Date: Thu, 30 Dec 2004 23:25:34 +0000 (GMT)
From: "Rachel Eley" <firstname.lastname@example.org>
Subject: the sound of one hand raised
To: "S. Sandrigon" <email@example.com>
How is a banjolali tuned?
We have acquired one.
Date: Thu, 30 Dec 2004 22:09:30 -0800 (PST)
From: "James Welsch" firstname.lastname@example.org
To: "Rachel Eley" <email@example.com>
banjo dictionary: http://www.pamelasmusic.co.uk/pages/Banjo%20dictionary.htm
possible tunings: http://www.irish-banjo.com/instruments/banjolele/tunings.html
Here's the deal with banjos: they are often tuned like guitars (or something with both fourths & thirds) for rhythmic purposes & making chords, &c. (like the baritone uke, the upper part of a guitar, which is d g b e) & making chords, &c. I recommend this approach. For melodic purposes, they are tuned like violins, violas or mandolins (in fifths; like for in Irish music or classical music, a banjo is tuned like a viola.)
My only experience with the banjolele is from an amazing group called the "Horse flies", which you should try & find their recording calld "In the dance tent". They play minimalist folk hippie dance jams. They use it percussively, such that it doesn't matter what notes are being played.
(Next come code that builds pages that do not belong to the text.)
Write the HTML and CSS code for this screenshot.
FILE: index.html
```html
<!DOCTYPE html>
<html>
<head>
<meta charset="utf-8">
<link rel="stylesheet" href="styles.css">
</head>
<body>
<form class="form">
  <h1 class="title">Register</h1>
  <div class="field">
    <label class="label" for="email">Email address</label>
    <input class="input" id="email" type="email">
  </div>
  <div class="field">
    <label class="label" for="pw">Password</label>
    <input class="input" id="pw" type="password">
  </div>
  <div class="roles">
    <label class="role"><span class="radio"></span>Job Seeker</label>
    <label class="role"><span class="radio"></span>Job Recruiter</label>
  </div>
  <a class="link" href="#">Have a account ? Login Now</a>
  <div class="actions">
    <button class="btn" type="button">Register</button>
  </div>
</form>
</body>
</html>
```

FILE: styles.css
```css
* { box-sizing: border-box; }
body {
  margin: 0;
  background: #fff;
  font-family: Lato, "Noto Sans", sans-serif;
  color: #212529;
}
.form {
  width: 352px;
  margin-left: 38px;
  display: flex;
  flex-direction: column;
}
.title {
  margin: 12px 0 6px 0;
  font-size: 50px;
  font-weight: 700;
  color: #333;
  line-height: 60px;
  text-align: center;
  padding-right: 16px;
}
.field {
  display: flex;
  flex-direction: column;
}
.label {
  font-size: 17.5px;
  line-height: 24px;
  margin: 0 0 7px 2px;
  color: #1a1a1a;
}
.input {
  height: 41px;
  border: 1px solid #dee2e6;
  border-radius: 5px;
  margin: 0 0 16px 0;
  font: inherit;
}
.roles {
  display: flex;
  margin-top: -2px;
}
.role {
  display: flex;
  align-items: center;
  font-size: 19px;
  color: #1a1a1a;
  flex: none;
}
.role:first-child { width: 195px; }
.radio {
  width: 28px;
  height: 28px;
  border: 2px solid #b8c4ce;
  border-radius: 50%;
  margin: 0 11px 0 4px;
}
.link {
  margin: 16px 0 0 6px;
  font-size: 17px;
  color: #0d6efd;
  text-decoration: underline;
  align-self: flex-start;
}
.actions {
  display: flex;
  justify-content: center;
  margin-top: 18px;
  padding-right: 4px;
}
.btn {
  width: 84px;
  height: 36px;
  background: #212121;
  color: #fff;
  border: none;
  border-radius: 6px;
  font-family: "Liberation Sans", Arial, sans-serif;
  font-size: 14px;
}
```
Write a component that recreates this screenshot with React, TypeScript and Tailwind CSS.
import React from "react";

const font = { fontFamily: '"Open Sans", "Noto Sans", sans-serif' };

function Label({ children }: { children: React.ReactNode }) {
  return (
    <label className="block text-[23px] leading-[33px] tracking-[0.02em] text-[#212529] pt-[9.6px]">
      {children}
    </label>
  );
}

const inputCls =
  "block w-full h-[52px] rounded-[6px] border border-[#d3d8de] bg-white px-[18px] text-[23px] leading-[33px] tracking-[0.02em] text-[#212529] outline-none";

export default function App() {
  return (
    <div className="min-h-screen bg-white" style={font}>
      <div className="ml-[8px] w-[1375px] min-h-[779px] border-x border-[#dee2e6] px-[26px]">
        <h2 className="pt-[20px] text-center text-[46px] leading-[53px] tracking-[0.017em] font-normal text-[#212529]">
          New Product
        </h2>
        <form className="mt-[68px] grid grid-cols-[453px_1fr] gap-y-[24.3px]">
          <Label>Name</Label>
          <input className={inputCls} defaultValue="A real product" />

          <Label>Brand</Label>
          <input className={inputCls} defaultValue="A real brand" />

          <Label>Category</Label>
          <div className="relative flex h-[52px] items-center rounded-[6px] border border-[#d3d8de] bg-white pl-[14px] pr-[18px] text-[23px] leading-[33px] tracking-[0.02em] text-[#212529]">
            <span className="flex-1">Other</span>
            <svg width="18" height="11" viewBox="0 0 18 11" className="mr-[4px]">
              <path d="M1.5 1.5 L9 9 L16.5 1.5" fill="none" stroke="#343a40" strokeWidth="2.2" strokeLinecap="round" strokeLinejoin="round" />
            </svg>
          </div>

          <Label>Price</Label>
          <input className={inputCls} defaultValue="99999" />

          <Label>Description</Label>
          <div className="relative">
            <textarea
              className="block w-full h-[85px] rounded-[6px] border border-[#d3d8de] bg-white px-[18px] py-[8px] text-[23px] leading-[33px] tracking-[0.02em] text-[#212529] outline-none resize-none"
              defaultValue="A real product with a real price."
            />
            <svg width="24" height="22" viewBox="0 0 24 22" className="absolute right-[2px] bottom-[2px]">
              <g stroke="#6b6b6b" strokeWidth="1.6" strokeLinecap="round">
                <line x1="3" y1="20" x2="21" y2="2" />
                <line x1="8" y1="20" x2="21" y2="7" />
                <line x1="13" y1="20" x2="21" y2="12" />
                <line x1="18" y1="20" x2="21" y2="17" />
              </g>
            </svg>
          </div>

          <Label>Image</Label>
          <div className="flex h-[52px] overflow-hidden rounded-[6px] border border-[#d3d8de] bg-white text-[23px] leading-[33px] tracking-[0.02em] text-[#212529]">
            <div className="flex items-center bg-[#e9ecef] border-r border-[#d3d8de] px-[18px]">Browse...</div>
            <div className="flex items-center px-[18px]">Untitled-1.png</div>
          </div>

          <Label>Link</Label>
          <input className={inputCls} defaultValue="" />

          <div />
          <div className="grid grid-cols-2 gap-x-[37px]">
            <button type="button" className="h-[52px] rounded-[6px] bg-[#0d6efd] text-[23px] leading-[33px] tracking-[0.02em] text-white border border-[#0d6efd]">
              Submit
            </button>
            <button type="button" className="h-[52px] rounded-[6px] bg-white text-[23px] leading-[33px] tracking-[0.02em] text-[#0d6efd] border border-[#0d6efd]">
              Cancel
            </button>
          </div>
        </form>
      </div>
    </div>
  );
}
Date: Fri, 30 Dec 2005 20:00:45 +0000 (GMT)
From: "Rachel Eley" <firstname.lastname@example.org>
Subject: and three haggi came from the east and Mary said "yuk"
To: "S. Sandrigon" <email@example.com>
They took my banjolali away. Not Amanda and Michael, the Fates. It was recalled to it's former unloving home. Apparently the teenage daugther of the household has recently formed an obsession for Kenny Chesney, though why this requires the poor instrument I don't know. Just as I had worked out that "Suzanne" played with sufficient relentlessness was the key to making the world do as I say. A real shame.
Hope your radio silence is an indication of great activity and high times.